WHAT IS BEING ASKED
Carry none of the pictures over; set down the material below exactly.

INFORMATION PROVIDED

◆ ◆ ◆

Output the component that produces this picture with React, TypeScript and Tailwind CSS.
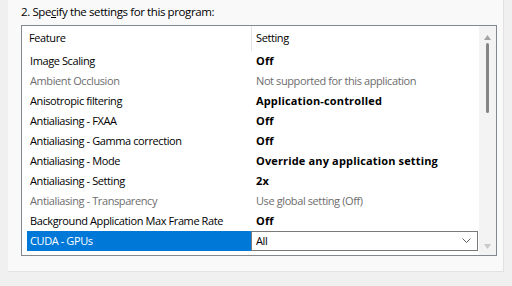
import React from 'react';

type Row = { feature: string; value: string; muted?: boolean; bold?: boolean };

const rows: Row[] = [
  { feature: 'Image Scaling', value: 'Off', bold: true },
  { feature: 'Ambient Occlusion', value: 'Not supported for this application', muted: true },
  { feature: 'Anisotropic filtering', value: 'Application-controlled', bold: true },
  { feature: 'Antialiasing - FXAA', value: 'Off', bold: true },
  { feature: 'Antialiasing - Gamma correction', value: 'Off', bold: true },
  { feature: 'Antialiasing - Mode', value: 'Override any application setting', bold: true },
  { feature: 'Antialiasing - Setting', value: '2x', bold: true },
  { feature: 'Antialiasing - Transparency', value: 'Use global setting (Off)', muted: true },
  { feature: 'Background Application Max Frame Rate', value: 'Off', bold: true },
];

const App: React.FC = () => {
  return (
    <div
      className="w-[512px] h-[286px] bg-[#f0f0f0] overflow-hidden text-[11px] tracking-[-0.4px] text-black"
      style={{ fontFamily: '"Open Sans", "Noto Sans", sans-serif' }}
    >
      <div className="ml-[8px] w-[496px] h-[272px] bg-[#f9f9f9] border-r border-b border-[#e2e2e2]">
        {/* Title */}
        <div className="h-[25px] pl-[13px] pt-[4px] leading-[16px] text-[11.5px]">
          2. Spe<span className="underline">c</span>ify the settings for this program:
        </div>

        {/* List box */}
        <div className="ml-[13px] w-[476px] h-[231px] border border-[#828790] bg-white flex">
          <div className="w-[457px] flex flex-col">
            {/* Header */}
            <div className="h-[25px] flex items-center">
              <div className="w-[229px] h-full pl-[7px] flex items-center">Feature</div>
              <div className="w-px h-full bg-[#e5e5e5]" />
              <div className="pl-[4px]">Setting</div>
            </div>

            {rows.map((r) => (
              <div key={r.feature} className="h-[20px] flex items-center leading-[20px]">
                <div className={`w-[229px] pl-[8px] whitespace-nowrap ${r.muted ? 'text-[#6d6d6d]' : ''}`}>
                  {r.feature}
                </div>
                <div
                  className={`pl-[5px] whitespace-nowrap ${r.muted ? 'text-[#6d6d6d]' : ''} ${r.bold ? 'font-bold tracking-[0.15px]' : ''}`}
                >
                  {r.value}
                </div>
              </div>
            ))}

            {/* Selected row */}
            <div className="h-[20px] flex">
              <div className="ml-[5px] w-[224px] bg-[#0078d7] text-white pl-[3px] leading-[20px]">CUDA - GPUs</div>
              <div className="w-[227px] border border-[#7a7a7a] bg-white flex items-center justify-between pl-[4px] pr-[6px] leading-[18px]">
                <span>All</span>
                <svg width="9" height="5" viewBox="0 0 9 5" className="mb-[1px]">
                  <polyline points="0.5,0.5 4.5,4.5 8.5,0.5" fill="none" stroke="#606060" strokeWidth="1" />
                </svg>
              </div>
            </div>
          </div>

          {/* Scrollbar */}
          <div className="w-[17px] bg-[#f3f3f3] flex flex-col items-center">
            <svg width="7" height="5" viewBox="0 0 7 5" className="mt-[9px]">
              <polygon points="3.5,0 7,5 0,5" fill="#a3a3a3" />
            </svg>
            <div className="mt-[3px] w-[3px] h-[70px] rounded-full bg-[#858585]" />
            <div className="flex-1" />
            <svg width="7" height="5" viewBox="0 0 7 5" className="mb-[6px]">
              <polygon points="0,0 7,0 3.5,5" fill="#c9c9c9" />
            </svg>
          </div>
        </div>
      </div>
    </div>
  );
};

export default App;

◆ ◆ ◆

SOLUTION
Output the component that produces this picture with React, TypeScript and Tailwind CSS.
import React from 'react';

type Row = { feature: string; value: string; muted?: boolean; bold?: boolean };

const rows: Row[] = [
  { feature: 'Image Scaling', value: 'Off', bold: true },
  { feature: 'Ambient Occlusion', value: 'Not supported for this application', muted: true },
  { feature: 'Anisotropic filtering', value: 'Application-controlled', bold: true },
  { feature: 'Antialiasing - FXAA', value: 'Off', bold: true },
  { feature: 'Antialiasing - Gamma correction', value: 'Off', bold: true },
  { feature: 'Antialiasing - Mode', value: 'Override any application setting', bold: true },
  { feature: 'Antialiasing - Setting', value: '2x', bold: true },
  { feature: 'Antialiasing - Transparency', value: 'Use global setting (Off)', muted: true },
  { feature: 'Background Application Max Frame Rate', value: 'Off', bold: true },
];

const App: React.FC = () => {
  return (
    <div
      className="w-[512px] h-[286px] bg-[#f0f0f0] overflow-hidden text-[11px] tracking-[-0.4px] text-black"
      style={{ fontFamily: '"Open Sans", "Noto Sans", sans-serif' }}
    >
      <div className="ml-[8px] w-[496px] h-[272px] bg-[#f9f9f9] border-r border-b border-[#e2e2e2]">
        {/* Title */}
        <div className="h-[25px] pl-[13px] pt-[4px] leading-[16px] text-[11.5px]">
          2. Spe<span className="underline">c</span>ify the settings for this program:
        </div>

        {/* List box */}
        <div className="ml-[13px] w-[476px] h-[231px] border border-[#828790] bg-white flex">
          <div className="w-[457px] flex flex-col">
            {/* Header */}
            <div className="h-[25px] flex items-center">
              <div className="w-[229px] h-full pl-[7px] flex items-center">Feature</div>
              <div className="w-px h-full bg-[#e5e5e5]" />
              <div className="pl-[4px]">Setting</div>
            </div>

            {rows.map((r) => (
              <div key={r.feature} className="h-[20px] flex items-center leading-[20px]">
                <div className={`w-[229px] pl-[8px] whitespace-nowrap ${r.muted ? 'text-[#6d6d6d]' : ''}`}>
                  {r.feature}
                </div>
                <div
                  className={`pl-[5px] whitespace-nowrap ${r.muted ? 'text-[#6d6d6d]' : ''} ${r.bold ? 'font-bold tracking-[0.15px]' : ''}`}
                >
                  {r.value}
                </div>
              </div>
            ))}

            {/* Selected row */}
            <div className="h-[20px] flex">
              <div className="ml-[5px] w-[224px] bg-[#0078d7] text-white pl-[3px] leading-[20px]">CUDA - GPUs</div>
              <div className="w-[227px] border border-[#7a7a7a] bg-white flex items-center justify-between pl-[4px] pr-[6px] leading-[18px]">
                <span>All</span>
                <svg width="9" height="5" viewBox="0 0 9 5" className="mb-[1px]">
                  <polyline points="0.5,0.5 4.5,4.5 8.5,0.5" fill="none" stroke="#606060" strokeWidth="1" />
                </svg>
              </div>
            </div>
          </div>

          {/* Scrollbar */}
          <div className="w-[17px] bg-[#f3f3f3] flex flex-col items-center">
            <svg width="7" height="5" viewBox="0 0 7 5" className="mt-[9px]">
              <polygon points="3.5,0 7,5 0,5" fill="#a3a3a3" />
            </svg>
            <div className="mt-[3px] w-[3px] h-[70px] rounded-full bg-[#858585]" />
            <div className="flex-1" />
            <svg width="7" height="5" viewBox="0 0 7 5" className="mb-[6px]">
              <polygon points="0,0 7,0 3.5,5" fill="#c9c9c9" />
            </svg>
          </div>
        </div>
      </div>
    </div>
  );
};

export default App;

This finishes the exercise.